Optimierte Nutzung von Materialeigenschaften und neue Materialfunktionen

50 Jahre Freiburger Fraunhofer-Institut für Werkstoffmechanik IWM

Intelligent eingesetzte Werkstoffe sind Dreh- und Angelpunkt unseres täglichen modernen Lebens. Sie spielen eine Schlüsselrolle für crashsichere, emissionsarme Fahrzeuge, ressourcenschonende Produktion oder eine nachhaltige Energiewirtschaft, um nur einige Aspekte zu nennen. Seit 1971 erforscht und entwickelt das Freiburger Fraunhofer IWM Lösungen für Industrie und Gesellschaft, um das Verhalten von Werkstoffen und Bauteilen vorherzusagen und um deren Leistungsfähigkeit und Funktionalität ideal für die jeweilige Anwendung einzustellen. Gäste aus Industrie, Wissenschaft und Politik würdigten in einem Festkolloquium am 25. Oktober 50 Jahre Werkstoffforschung auf höchstem Niveau.

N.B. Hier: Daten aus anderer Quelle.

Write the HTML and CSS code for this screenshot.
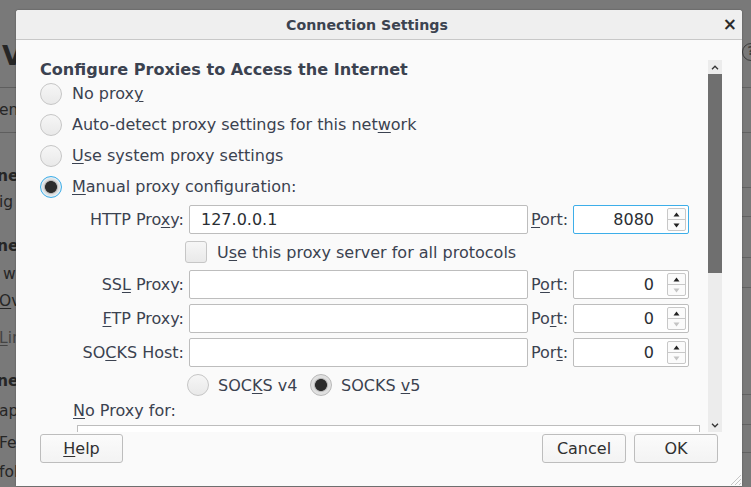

© Fraunhofer IWM, Foto: Kai-Uwe Wudtke
Institutsleiter Prof. Dr. Peter Gumbsch über die Institutsbeiträge zu den großen Herausforderungen, die moderne Mobilität oder die Energiewirtschaft mit sich bringen.

»Das Fraunhofer IWM verfügt über eine fast schon universelle Problemlösungs-Kompetenz für die Werkstofftechnik – aktuell leistet es Pionierarbeit bei der Digitalisierung von Werkstoffen und der Nutzung von Quantencomputing für die Werkstoffforschung und stellt damit wichtige Weichen für die Zukunft«, sagte Ministerialdirektor Michael Kleiner vom Ministerium für Wirtschaft, Arbeit und Tourismus. Das Fraunhofer IWM genieße darum auch international eine ausgezeichnete Reputation. 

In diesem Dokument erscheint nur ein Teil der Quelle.